Iguchi returned to Japanese baseball in 2009 after four years in the majors, and though his career appeared all but over at the time, he went on to play 10 more seasons before retiring in 2017. From there, he moved straight into the manager’s chair at Zozo Marine Stadium. He said it was not an easy decision to make that jump, but didn’t want to throw away the edge of knowing what his players were capable of by having been on the front lines with them.

Remembering Ozzie Guillen

Iguchi said the biggest skill he takes into managing is communication and cited his former Sox skipper Ozzie Guillen as his biggest influence.

“In some sense, he (Guillen) is kind of crazy,” Iguchi said. “But he communicates well and is charismatic.”

“Having been with the players here as a teammate when I was still playing and speaking with them on the bench, I think I’d established good communication with them.”

How about the motivation side?

“He (Guillen) has the ability to motivate people. That’s something I think I lack,” Iguchi said.

One of just a handful of Japanese position players to go to the majors, Iguchi said he gained some insight into the differences between Japan’s game and America’s.

Coaching in Japan and America

“I could understand how the internal conditions differed between organizations here and there,” he said. “Japanese coaches are always teaching you how to do things. Over there, they are more like advisers, taking a supporting role. Japanese players generally wait for what a coach has to say. Over there, you do things on your own and when you don’t understand, you might seek advice.”

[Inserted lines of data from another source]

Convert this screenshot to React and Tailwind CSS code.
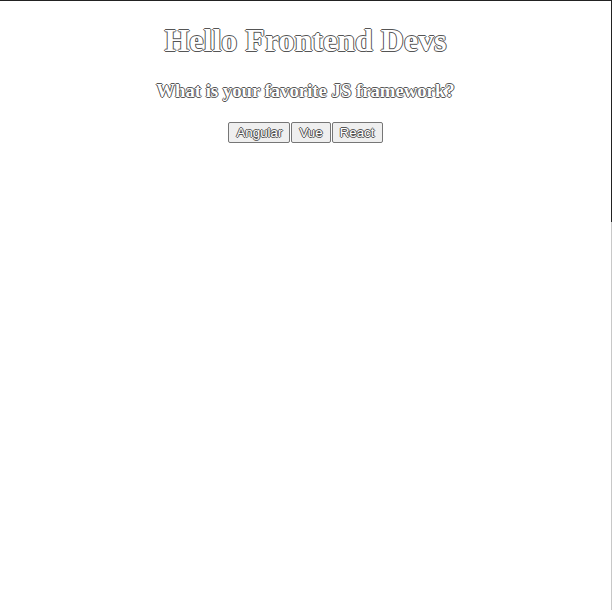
import React from "react";

const outline =
  "text-white [text-shadow:-1px_0_#555,1px_0_#555,0_-1px_#555,0_1px_#555]";

function FrameworkButton({ label }) {
  return (
    <button
      className={`h-[21px] px-[7px] border border-[#767676] rounded-[2px] bg-[#efefef] text-[13.333px] leading-none font-['Liberation_Sans',Arial,sans-serif] ${outline}`}
    >
      {label}
    </button>
  );
}

export default function App() {
  return (
    <div className="min-h-[610px] flex flex-col bg-white font-['Liberation_Serif','Times_New_Roman',serif]">
      {/* Top panel */}
      <div className="h-[222px] border-t border-r border-[#222] flex flex-col items-center">
        <h1 className={`mt-[21px] text-[32px] leading-[37px] font-bold ${outline}`}>
          Hello Frontend Devs
        </h1>
        <h3 className={`mt-[21px] text-[18.72px] leading-[22px] font-bold ${outline}`}>
          What is your favorite JS framework?
        </h3>
        <div className="mt-[20px] flex gap-px">
          <FrameworkButton label="Angular" />
          <FrameworkButton label="Vue" />
          <FrameworkButton label="React" />
        </div>
      </div>
      {/* Rest of page */}
      <div className="flex-1 border-r border-[#c8c8c8]"></div>
    </div>
  );
}
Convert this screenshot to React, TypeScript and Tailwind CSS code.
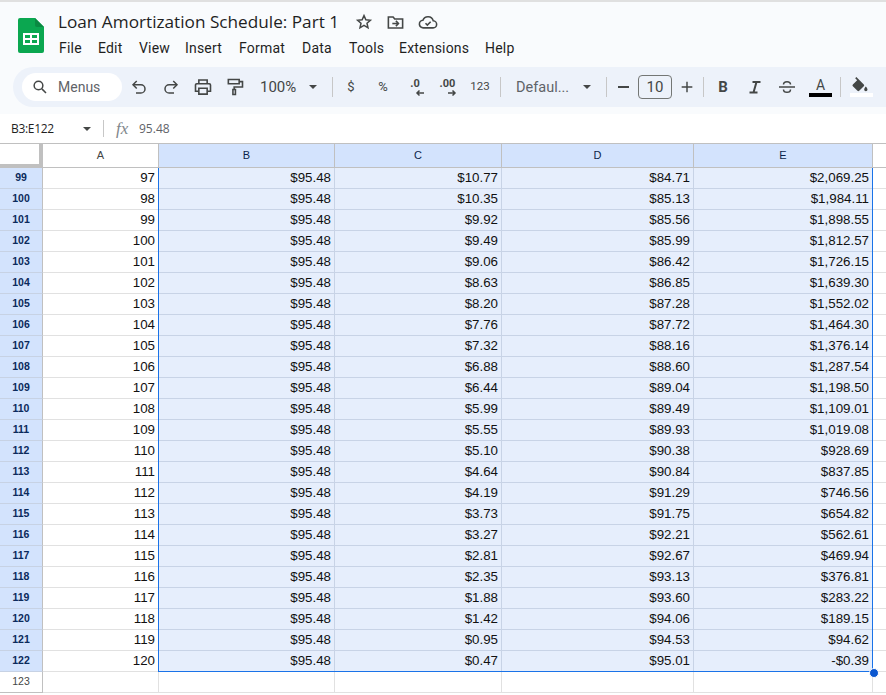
import React from "react";

const data: [number, string, string, string, string][] = [
  [97, "$95.48", "$10.77", "$84.71", "$2,069.25"],
  [98, "$95.48", "$10.35", "$85.13", "$1,984.11"],
  [99, "$95.48", "$9.92", "$85.56", "$1,898.55"],
  [100, "$95.48", "$9.49", "$85.99", "$1,812.57"],
  [101, "$95.48", "$9.06", "$86.42", "$1,726.15"],
  [102, "$95.48", "$8.63", "$86.85", "$1,639.30"],
  [103, "$95.48", "$8.20", "$87.28", "$1,552.02"],
  [104, "$95.48", "$7.76", "$87.72", "$1,464.30"],
  [105, "$95.48", "$7.32", "$88.16", "$1,376.14"],
  [106, "$95.48", "$6.88", "$88.60", "$1,287.54"],
  [107, "$95.48", "$6.44", "$89.04", "$1,198.50"],
  [108, "$95.48", "$5.99", "$89.49", "$1,109.01"],
  [109, "$95.48", "$5.55", "$89.93", "$1,019.08"],
  [110, "$95.48", "$5.10", "$90.38", "$928.69"],
  [111, "$95.48", "$4.64", "$90.84", "$837.85"],
  [112, "$95.48", "$4.19", "$91.29", "$746.56"],
  [113, "$95.48", "$3.73", "$91.75", "$654.82"],
  [114, "$95.48", "$3.27", "$92.21", "$562.61"],
  [115, "$95.48", "$2.81", "$92.67", "$469.94"],
  [116, "$95.48", "$2.35", "$93.13", "$376.81"],
  [117, "$95.48", "$1.88", "$93.60", "$283.22"],
  [118, "$95.48", "$1.42", "$94.06", "$189.15"],
  [119, "$95.48", "$0.95", "$94.53", "$94.62"],
  [120, "$95.48", "$0.47", "$95.01", "-$0.39"],
];

const Stroke = ({ children, size = 18, className = "", sw = 2 }: { children: React.ReactNode; size?: number; className?: string; sw?: number }) => (
  <svg width={size} height={size} viewBox="0 0 24 24" fill="none" stroke="#444746" strokeWidth={sw} className={`shrink-0 ${className}`}>
    {children}
  </svg>
);

const Sep = () => <div className="w-px h-5 bg-[#c7c7c7] shrink-0" />;

const Caret = () => <div className="w-0 h-0 border-l-[4px] border-r-[4px] border-t-[4px] border-l-transparent border-r-transparent border-t-[#444746]" />;

const selCell = "bg-[#e6eefc] border-r border-b border-[#c8d3e6] flex items-center justify-end pr-[3px]";
const plainCell = "bg-white border-r border-b border-[#e1e1e1] flex items-center justify-end pr-[3px]";

export default function App() {
  return (
    <div className="w-[886px] h-[695px] overflow-hidden bg-white relative font-['Roboto',sans-serif] text-[#444746]">
      <div className="h-[114px] bg-[#f9fbfd] border-t-2 border-[#e0e0e0] flex flex-col">
        <div className="h-[65px] flex shrink-0">
          <div className="w-[59px] shrink-0 pl-[18px] pt-[16px]">
            <svg width="26" height="35" viewBox="0 0 26 35">
              <path d="M2 0H17L26 9V33a2 2 0 0 1-2 2H2a2 2 0 0 1-2-2V2a2 2 0 0 1 2-2Z" fill="#0ba750" />
              <path d="M17 0L26 9H19a2 2 0 0 1-2-2Z" fill="#0a8a42" />
              <path d="M5 15H21V27H5ZM7 17V20H12V17ZM14 17V20H19V17ZM7 22V25H12V22ZM14 22V25H19V22Z" fill="#fff" fillRule="evenodd" />
            </svg>
          </div>
          <div className="flex flex-col">
            <div className="flex items-center h-[22px] mt-[9px]">
              <span className="text-[17.2px] leading-[22px] text-[#1f1f1f] font-['Open_Sans',sans-serif] w-[297px] -ml-px whitespace-nowrap">Loan Amortization Schedule: Part 1</span>
              <Stroke size={18} sw={2}><path d="M12 3.500l2.500 5.600 6 .6-4.500 4 1.300 6L12 16.600l-5.300 3.100 1.300-6-4.500-4 6-.6Z" /></Stroke>
              <Stroke size={19} sw={2} className="ml-[13px]"><path d="M3 5h6l2 2.500h10V19H3Z" /><path d="M8 13.300h7" /><path d="M12.500 10l3.200 3.300-3.200 3.300" /></Stroke>
              <Stroke size={20} sw={1.9} className="ml-[13px]"><path d="M6.500 19a4.500 4.500 0 0 1-.6-9A6.500 6.500 0 0 1 18.300 10.600 4.200 4.200 0 0 1 18 19Z" /><path d="M9 13.500l2.200 2.200 4-4" /></Stroke>
            </div>
            <div className="flex text-[14px] leading-[20px] text-[#1f1f1f] mt-[5px] gap-[14px]">
              {[["File", 25], ["Edit", 27], ["View", 32], ["Insert", 40], ["Format", 49], ["Data", 33], ["Tools", 36], ["Extensions", 72], ["Help", 31]].map(([m, w]) => (
                <span key={m as string} style={{ width: w as number }} className="whitespace-nowrap tracking-[0.2px]">{m}</span>
              ))}
            </div>
          </div>
        </div>
        <div className="h-[40px] ml-[13px] rounded-l-[20px] bg-[#edf2fa] flex items-center text-[#444746]">
          <div className="ml-[9px] w-[100px] h-[28px] rounded-full bg-white flex items-center pl-[9px] gap-[9px] shrink-0">
            <Stroke size={18} sw={2}><circle cx="10" cy="10" r="5.800" /><path d="M14.500 14.500 20 20" /></Stroke>
            <span className="text-[14px] text-[#5f6368]">Menus</span>
          </div>
          <Stroke size={18} sw={2} className="ml-[8px]"><path d="M9 14 4 9l5-5" /><path d="M4 9h10.500a5.500 5.500 0 0 1 0 11H8" /></Stroke>
          <Stroke size={18} sw={2} className="ml-[14px]"><path d="M15 14l5-5-5-5" /><path d="M20 9H9.500a5.500 5.500 0 0 0 0 11H16" /></Stroke>
          <Stroke size={20} sw={1.9} className="ml-[13px]"><path d="M7 8V3.500h10V8" /><path d="M7 17H3v-7.500A1.500 1.500 0 0 1 4.500 8h15A1.500 1.500 0 0 1 21 9.500V17h-4" /><path d="M7 13.500h10v7H7Z" /></Stroke>
          <Stroke size={20} sw={1.9} className="ml-[12px]"><path d="M4 3h13v5H4Z" /><path d="M17 5.500h4V12H11v3" /><path d="M9.500 15h3v6h-3Z" /></Stroke>
          <span className="ml-[15px] pt-px text-[15px] w-[44px]">100%</span>
          <div className="ml-[5px]"><Caret /></div>
          <div className="ml-[15px]"><Sep /></div>
          <span className="ml-[13px] text-[13px] w-[10px] text-center">$</span>
          <span className="ml-[20px] text-[13px] w-[14px] text-center">%</span>
          <div className="ml-[15px] w-[20px] relative h-[20px] text-[11px] font-bold leading-[14px] text-center">
            .0
            <svg className="absolute left-[10px] top-[12px]" width="10" height="8" viewBox="0 0 10 8" fill="none" stroke="#444746" strokeWidth="1.500"><path d="M9 4H2M4.500 1.500L2 4l2.500 2.500" /></svg>
          </div>
          <div className="ml-[12px] w-[21px] relative h-[20px] text-[11px] font-bold leading-[14px] text-center">
            .00
            <svg className="absolute left-[10px] top-[12px]" width="10" height="8" viewBox="0 0 10 8" fill="none" stroke="#444746" strokeWidth="1.500"><path d="M1 4h7M5.500 1.500L8 4 5.500 6.500" /></svg>
          </div>
          <span className="ml-[12px] text-[11.500px] w-[20px] text-center">123</span>
          <div className="ml-[10px]"><Sep /></div>
          <span className="ml-[15px] pt-px text-[14.500px] w-[54px] whitespace-nowrap text-[#5f6368]">Defaul...</span>
          <div className="ml-[13px]"><Caret /></div>
          <div className="ml-[15px]"><Sep /></div>
          <div className="ml-[11px] w-[11px] h-[1.500px] bg-[#444746] shrink-0" />
          <div className="ml-[9px] w-[34px] h-[24px] shrink-0 border border-[#747775] rounded-[4px] flex items-center justify-center text-[15px]">10</div>
          <Stroke size={16} sw={2.2} className="ml-[7px]"><path d="M12 4v16M4 12h16" /></Stroke>
          <div className="ml-[8px]"><Sep /></div>
          <span className="ml-[13px] w-[12px] text-center text-[15px] font-bold">B</span>
          <svg className="ml-[19px] shrink-0" width="14" height="14" viewBox="0 0 14 14" fill="none" stroke="#444746" strokeWidth="2"><path d="M4.500 2h8M1.500 12.500h8M8.500 2l-3 10.500" /></svg>
          <svg className="ml-[16px] shrink-0" width="18" height="18" viewBox="0 0 18 18" fill="none" stroke="#444746" strokeWidth="1.500"><path d="M1 9h16" /><path d="M5.500 6.500C5.500 4.800 7 3.700 9 3.700s3.500 1.100 3.500 2.800" /><path d="M12.500 11.500c0 1.700-1.500 2.800-3.500 2.800s-3.500-1.100-3.500-2.800" /></svg>
          <div className="ml-[13px] w-[23px] h-[20px] flex flex-col items-center relative shrink-0">
            <span className="text-[14px] leading-[16px]">A</span>
            <div className="absolute bottom-0 left-0 right-0 h-[4px] bg-black" />
          </div>
          <div className="ml-[8px]"><Sep /></div>
          <div className="ml-[9px] w-[23px] h-[24px] mb-[4px] relative shrink-0">
            <svg className="absolute left-[0px] top-[4px]" width="20" height="20" viewBox="0 0 24 24" fill="#444746"><path d="M16.560 8.940L7.620 0 6.210 1.410l2.380 2.380-5.150 5.150a1.500 1.500 0 0 0 0 2.120l5.500 5.500a1.500 1.500 0 0 0 2.120 0l5.500-5.500a1.500 1.500 0 0 0 0-2.120ZM19 11.500s-2 2.170-2 3.500a2 2 0 0 0 4 0c0-1.330-2-3.500-2-3.500Z" /></svg>
            <div className="absolute bottom-0 left-0 right-0 h-[4px] bg-white" />
          </div>
        </div>
      </div>

      <div className="h-[29px] bg-white flex items-center text-[12px]">
        <span className="ml-[11px] w-[69px] text-[12px] text-[#1f1f1f] font-['Open_Sans',sans-serif] tracking-[-0.3px]">B3:E122</span>
        <div className="ml-[3px]"><Caret /></div>
        <div className="ml-[12px] w-px h-[17px] bg-[#c7c7c7]" />
        <span className="ml-[12px] w-[17px] font-['Liberation_Serif',serif] italic text-[17px] leading-none text-[#80868b]">fx</span>
        <span className="ml-[6px] text-[12px] text-[#5f6368] font-['Open_Sans',sans-serif]">95.48</span>
      </div>

      <div className="relative font-['Liberation_Sans',sans-serif] text-[13.330px] text-[#111]">
        <div className="flex h-[25px] text-[11px] text-[#444746] border-t border-[#c0c0c0]">
          <div className="w-[43px] shrink-0 bg-white border-r-[4px] border-b-[4px] border-[#c0c0c0]" />
          <div className="w-[116px] shrink-0 bg-white border-r border-b border-[#c0c0c0] flex items-center justify-center">A</div>
          {[["B", 176], ["C", 167], ["D", 192], ["E", 179]].map(([c, w]) => (
            <div key={c as string} style={{ width: w as number }} className="shrink-0 bg-[#d3e3fd] border-r border-b border-[#c0c0c0] flex items-center justify-center text-[#0b1f4a]">{c}</div>
          ))}
          <div className="flex-1 bg-white border-b border-[#c0c0c0]" />
        </div>
        {data.map((r, i) => (
          <div key={r[0]} className="flex h-[21px]">
            <div className="w-[43px] shrink-0 bg-[#d3e3fd] border-r border-b border-r-[#c0c0c0] border-b-[#c7d2e4] flex items-center justify-center text-[10.500px] font-bold text-[#0b2a5c]">{i + 99}</div>
            <div className={`w-[116px] shrink-0 ${plainCell}`}>{r[0]}</div>
            <div className={`w-[176px] shrink-0 ${selCell}`}>{r[1]}</div>
            <div className={`w-[167px] shrink-0 ${selCell}`}>{r[2]}</div>
            <div className={`w-[192px] shrink-0 ${selCell}`}>{r[3]}</div>
            <div className={`w-[179px] shrink-0 ${selCell}`}>{r[4]}</div>
            <div className="flex-1 bg-white border-b border-[#e1e1e1]" />
          </div>
        ))}
        <div className="flex h-[21px]">
          <div className="w-[43px] shrink-0 bg-white border-r border-b border-r-[#c0c0c0] border-b-[#c0c0c0] flex items-center justify-center text-[10.500px] text-[#444746]">123</div>
          {[116, 176, 167, 192, 179].map((w) => (
            <div key={w} style={{ width: w }} className="shrink-0 border-r border-b border-[#e1e1e1]" />
          ))}
          <div className="flex-1 border-b border-[#e1e1e1]" />
        </div>
        <div className="absolute left-[158px] top-[25px] w-[715px] h-[504px] border-l border-r border-b border-[#1a73e8] pointer-events-none" />
        <div className="absolute left-[869px] top-[525px] w-[8px] h-[8px] rounded-full bg-[#0b57d0] border border-white box-content" />
      </div>
    </div>
  );
}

“In Japan, the coach does all the talking. So, I think there are a lot of Japanese players who don’t really understand their own strengths.”

As part of his plan to revitalize the Marines and build a foundation for the future, Iguchi wants to adopt a more hands-off approach to young players from this season, although one expects it won’t be easy.

“There is something about Japanese baseball that makes coaches want to teach too much,” he said, although he will have a willing ally in the form of pitching coach Masato Yoshii, also a former big leaguer.

In his final year as a player, the Marines finished dead last in Japan’s Pacific League. in 2018, they escaped the cellar by two games. Iguchi said that as a rookie manager, he may have hurt his win total by sticking too long with less proven players, but he hoped those investments pay dividends down the road.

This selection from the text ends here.